Your main argument is that people's scripts will get rejected if they don't chain them into a box and use peculiar little brass fasteners to hold them together. This inclines me to believe that you've not yet actually seen "Arrival."

Sometimes I think a little change in the film industry would be productive, if it meant we'd get more movies like "Arrival," even if it means breaking rules, and fewer movies like "Captain America: Civil War," who follow the rules but composite dozens of mismatched absurdities and are basically mass-market children's cartoons.

[73] Common knowledge. By the way, championing your knowledge of "how HN works" WRT references just sounds self-congratulatory.

Thanks, I think, and I totally don't mean to come across as antagonistic towards the author - I loved his film, he faced huge challenges, and understood how to break the formatting norms slightly while staying within them to get a very exceptional project made. My concern was more that on a place like HN we'd have a dozen smart folks start googling screenwriting software, discover a few open source projects, and become convinced their path to success as app developers was to ship the first screenwriting software with image embedding support included. That seems like a great idea on the surface and it's only when you go deeper into the surrounding infrastructure that you discover why it might actually not be such a great idea as one edge case customer report might suggest.

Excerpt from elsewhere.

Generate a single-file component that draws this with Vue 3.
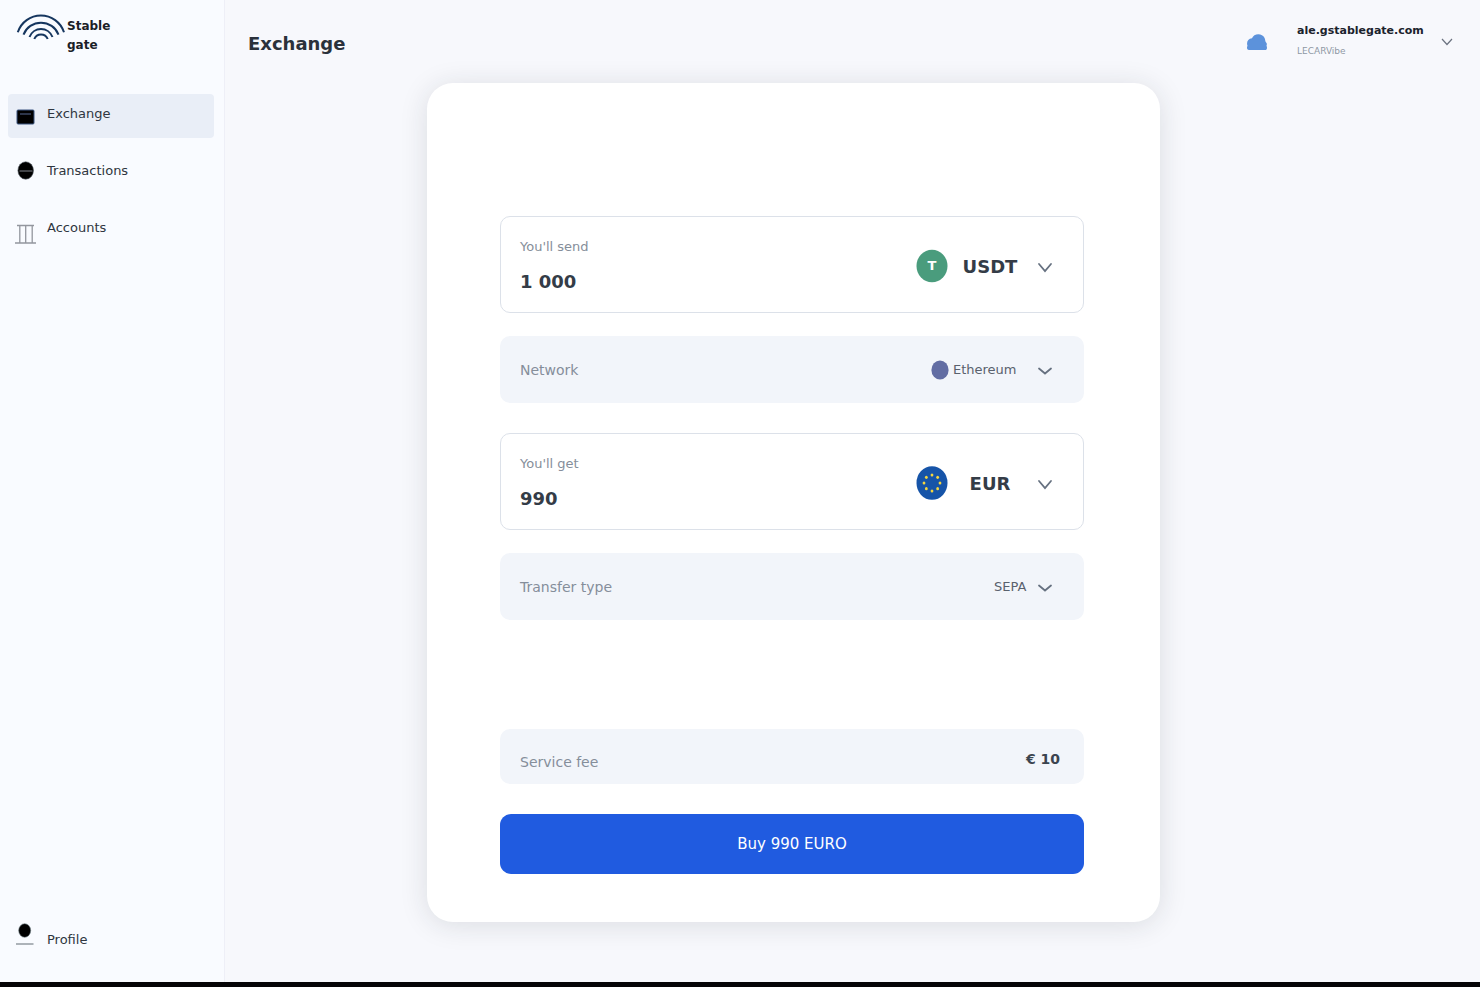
<script setup>
import { computed, ref } from 'vue';

const navItems = [
  { id: 'exchange', label: 'Exchange' },
  { id: 'transactions', label: 'Transactions' },
  { id: 'accounts', label: 'Accounts' }
];

const activeItem = ref('exchange');

const sendAmount = ref('1 000');
const getAmount = ref('990');
const sendCurrency = ref('USDT');
const getCurrency = ref('EUR');
const network = ref('Ethereum');
const transferType = ref('SEPA');
const serviceFee = ref(10);

const buyLabel = computed(() => `Buy ${getAmount.value} EURO`);

// positions of the stars on the EU flag
const stars = Array.from({ length: 8 }, (_, i) => {
  const angle = (i * Math.PI) / 4;
  return {
    x: 16 + 8 * Math.sin(angle),
    y: 17 - 8 * Math.cos(angle)
  };
});
</script>

<template>
  <div class="app">
    <aside class="sidebar">
      <a class="logo" href="#">
        <svg class="logo-mark" width="50" height="30" viewBox="16 12 50 30" fill="none" stroke="#16365f" stroke-width="2">
          <path d="M17.8 32.3A24.3 24.3 0 0 1 64 32.3"/>
          <path d="M23.500 34.600A18.800 18.800 0 0 1 58.500 34.600"/>
          <path d="M29.500 37A12.300 12.300 0 0 1 52.500 37"/>
          <path d="M34.300 39A7.200 7.200 0 0 1 47.700 39"/>
        </svg>
        <span class="logo-text">Stable<br>gate</span>
      </a>

      <nav class="nav">
        <a
          v-for="item in navItems"
          :key="item.id"
          href="#"
          class="nav-item"
          :class="{ active: item.id === activeItem }"
          @click.prevent="activeItem = item.id"
        >
          <svg v-if="item.id === 'exchange'" class="nav-icon" viewBox="0 0 22 44">
            <rect x="3" y="16" width="17" height="14" rx="1" fill="#000" stroke="#3a5580"/>
            <path d="M6 20h11" stroke="#3b4763" stroke-width="1.5"/>
          </svg>
          <svg v-else-if="item.id === 'transactions'" class="nav-icon" viewBox="0 0 22 44">
            <ellipse cx="11.7" cy="19.5" rx="7.8" ry="8.7" fill="#000" stroke="#59616a" stroke-width=".6"/>
            <path d="M5.5 20h13" stroke="#6b6f75" stroke-width="1.2"/>
          </svg>
          <svg v-else class="nav-icon" viewBox="0 0 22 44" fill="none" stroke="#93969e" stroke-width="1.3">
            <path d="M3 17.5h17M1 35h21M5.8 17.5v17M11.7 17.5v17M18.2 17.5v17"/>
          </svg>
          <span>{{ item.label }}</span>
        </a>
      </nav>

      <a href="#" class="nav-item profile">
        <svg class="nav-icon" viewBox="0 0 22 44">
          <ellipse cx="10.7" cy="12.5" rx="6" ry="6.8" fill="#000" stroke="#6c7a80" stroke-width=".6"/>
          <path d="M2 26h17.5" stroke="#9aa2a8" stroke-width="1.6"/>
        </svg>
        <span>Profile</span>
      </a>
    </aside>

    <main class="main">
      <header class="header">
        <h1 class="title">Exchange</h1>
        <svg class="cloud" width="22" height="18" viewBox="0 0 22 18" fill="#5c92db">
          <path d="M3 17C.7 17 .6 14.300 1.500 12.800C.2 9.500 1.800 5.700 6 5.300C7.500.3 16-.6 18.600 5C19.500 7.300 19 8.600 20.300 9.700C21.500 11 20.500 12 20.500 12.800C21.500 14.500 21 17 19 17Z"/>
        </svg>
        <button class="user" type="button">
          <span class="user-info">
            <span class="user-name">ale.gstablegate.com</span>
            <span class="user-org">LECARVibe</span>
          </span>
          <svg width="12" height="8" viewBox="0 0 12 8" fill="none" stroke="#6b7280" stroke-width="1.2">
            <path d="M1 1l5 5.500L11 1"/>
          </svg>
        </button>
      </header>

      <div class="content">
        <form class="card" @submit.prevent>
          <div class="field amount">
            <div class="amount-value">
              <label for="send-amount">You'll send</label>
              <input id="send-amount" v-model="sendAmount" type="text">
            </div>
            <svg class="coin" viewBox="0 0 32 34">
              <ellipse cx="16" cy="17" rx="15.500" ry="16.300" fill="#4a9c7d"/>
              <text class="coin-text" x="16" y="21" text-anchor="middle">T</text>
            </svg>
            <select v-model="sendCurrency" class="currency" aria-label="Send currency">
              <option>USDT</option>
              <option>USDC</option>
            </select>
            <svg class="chevron" viewBox="0 0 16 16"><path d="M2 6l6 7 6-7"/></svg>
          </div>

          <div class="field option">
            <label for="network">Network</label>
            <svg class="network-dot" viewBox="0 0 18 20">
              <ellipse cx="9" cy="10" rx="8.600" ry="9.500" fill="#626da3"/>
            </svg>
            <select id="network" v-model="network" class="network">
              <option>Ethereum</option>
              <option>Tron</option>
            </select>
            <svg class="chevron" viewBox="0 0 16 16"><path d="M2 6.500l6 5 6-5"/></svg>
          </div>

          <div class="field amount second">
            <div class="amount-value">
              <label for="get-amount">You'll get</label>
              <input id="get-amount" v-model="getAmount" type="text">
            </div>
            <svg class="coin" viewBox="0 0 32 34">
              <ellipse cx="16" cy="17" rx="15.500" ry="16.800" fill="#1654a8"/>
              <ellipse v-for="(s, i) in stars" :key="i" :cx="s.x" :cy="s.y" rx="1.400" ry="1.600" fill="#f5d63d"/>
            </svg>
            <select v-model="getCurrency" class="currency" aria-label="Receive currency">
              <option>EUR</option>
              <option>USD</option>
            </select>
            <svg class="chevron" viewBox="0 0 16 16"><path d="M2 6l6 7 6-7"/></svg>
          </div>

          <div class="field option">
            <label for="transfer-type">Transfer type</label>
            <select id="transfer-type" v-model="transferType" class="transfer">
              <option>SEPA</option>
            </select>
            <svg class="chevron" viewBox="0 0 16 16"><path d="M2 6.500l6 5 6-5"/></svg>
          </div>

          <div class="field fee">
            <span class="fee-label">Service fee</span>
            <strong class="fee-value">€ {{ serviceFee }}</strong>
          </div>

          <button class="buy" type="submit">{{ buyLabel }}</button>
        </form>
      </div>
    </main>
  </div>
</template>

<style>
body {
  margin: 0;
  background: #f7f8fc;
}
</style>

<style scoped>
.app {
  display: flex;
  min-height: 100vh;
  box-sizing: border-box;
  border-bottom: 5px solid #050406;
  font-family: "DejaVu Sans", Verdana, sans-serif;
  font-size: 13px;
  color: #2f3640;
  background: #f7f8fc;
}

.app a {
  color: inherit;
  text-decoration: none;
}

input,
select,
button {
  font-family: inherit;
  border: none;
  background: transparent;
  margin: 0;
  padding: 0;
}

/* Sidebar */
.sidebar {
  display: flex;
  flex-direction: column;
  flex: 0 0 225px;
  box-sizing: border-box;
  padding: 12px 10px 20px 8px;
  background: #f9fbff;
  border-right: 1px solid #eeeff7;
}

.logo {
  display: flex;
  align-items: flex-start;
  gap: 1px;
  padding-left: 8px;
}

.logo-text {
  padding-top: 5px;
  font-size: 12px;
  font-weight: bold;
  line-height: 19px;
  color: #1a2027;
}

.nav {
  display: flex;
  flex-direction: column;
  gap: 13px;
  margin-top: 39px;
}

.nav-item {
  display: flex;
  gap: 11px;
  height: 44px;
  padding-left: 6px;
  border-radius: 4px;
  line-height: 40px;
}

.nav-item.active {
  background: #e9eef7;
}

.nav-icon {
  width: 22px;
  height: 44px;
}

.profile {
  margin-top: auto;
  line-height: 44px;
}

/* Main */
.main {
  flex: 1;
  min-width: 0;
}

.header {
  display: flex;
  align-items: center;
  height: 83px;
  box-sizing: border-box;
  padding: 1px 27px 0 23px;
}

.title {
  flex: 1;
  margin: 0;
  padding-top: 3px;
  font-size: 18px;
  color: #2a313b;
}

.user {
  display: flex;
  align-items: center;
  gap: 12px;
  margin-left: 29px;
  text-align: left;
  cursor: pointer;
}

.user-info {
  display: flex;
  flex-direction: column;
  min-width: 132px;
  padding-bottom: 2px;
}

.user-name {
  font-size: 11px;
  font-weight: bold;
  line-height: 20px;
  color: #1b222c;
}

.user-org {
  font-size: 9px;
  line-height: 20px;
  color: #8f98a5;
}

.content {
  display: grid;
  grid-template-columns: 202fr minmax(480px, 733fr) 320fr;
  padding-bottom: 60px;
}

/* Card */
.card {
  grid-column: 2;
  display: flex;
  flex-direction: column;
  padding: 133px 76px 48px 73px;
  border-radius: 26px;
  background: #fff;
  box-shadow: 0 3px 28px rgba(30, 35, 50, 0.13);
}

.field {
  display: flex;
  align-items: center;
  box-sizing: border-box;
  padding: 0 31px 0 20px;
  border-radius: 10px;
}

.field label,
.fee-label {
  color: #858e9a;
}

.amount {
  min-height: 97px;
  padding: 3px 30px 0 19px;
  border: 1px solid #dce1e9;
}

.amount.second {
  margin-top: 30px;
}

.amount-value {
  display: flex;
  flex: 1;
  flex-direction: column;
  gap: 10px;
  min-width: 0;
}

.amount-value label {
  line-height: 20px;
}

.amount-value input {
  width: 100%;
  height: 28px;
  font-size: 18px;
  font-weight: bold;
  color: #343c47;
}

.option,
.fee {
  background: #f2f5fa;
  font-size: 14px;
}

.option {
  min-height: 67px;
  margin-top: 23px;
}

.option label {
  flex: 1;
}

.coin {
  width: 32px;
  height: 34px;
  margin-right: 10px;
}

.coin-text {
  font-size: 13px;
  font-weight: bold;
  fill: #fff;
}

select {
  appearance: none;
  font-size: 13px;
  color: #59616d;
  cursor: pointer;
}

.currency {
  width: 64px;
  margin-right: 15px;
  font-size: 18px;
  font-weight: bold;
  text-align: center;
  color: #343c47;
}

.network-dot {
  width: 18px;
  height: 20px;
  margin-right: 4px;
}

.network {
  width: 66px;
  margin-right: 18px;
}

.transfer {
  margin-right: 10px;
}

.chevron {
  width: 16px;
  height: 16px;
  fill: none;
  stroke: #667180;
  stroke-width: 1.8;
  stroke-linecap: round;
}

.fee {
  align-items: flex-end;
  justify-content: space-between;
  min-height: 55px;
  margin-top: 109px;
  padding: 0 24px 13px 20px;
}

.fee-label {
  line-height: 18px;
}

.fee-value {
  line-height: 24px;
  color: #3b444f;
}

.buy {
  height: 60px;
  margin-top: 30px;
  border-radius: 11px;
  background: #205be0;
  color: #fff;
  font-size: 15px;
  cursor: pointer;
}
</style>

The bit about the footnote styles was more to help HN readers who are not screenplay experts validate an example from their world where formatting styles communicate in-group vs out-group status, because as you point out "everyone" knows footnote counters start at 0 on HN.

Point about someone pursuing the project is fair. Worthwhile to note that discouraging people from doing things sometimes has the opposite effect :)

Which begs the question: Other countries have different paper formats which throws off the US constraints and still make movies. How does it work in the UK or continental europe?

It would have been a handy feature for this particular scriptwriter though, wouldn't it.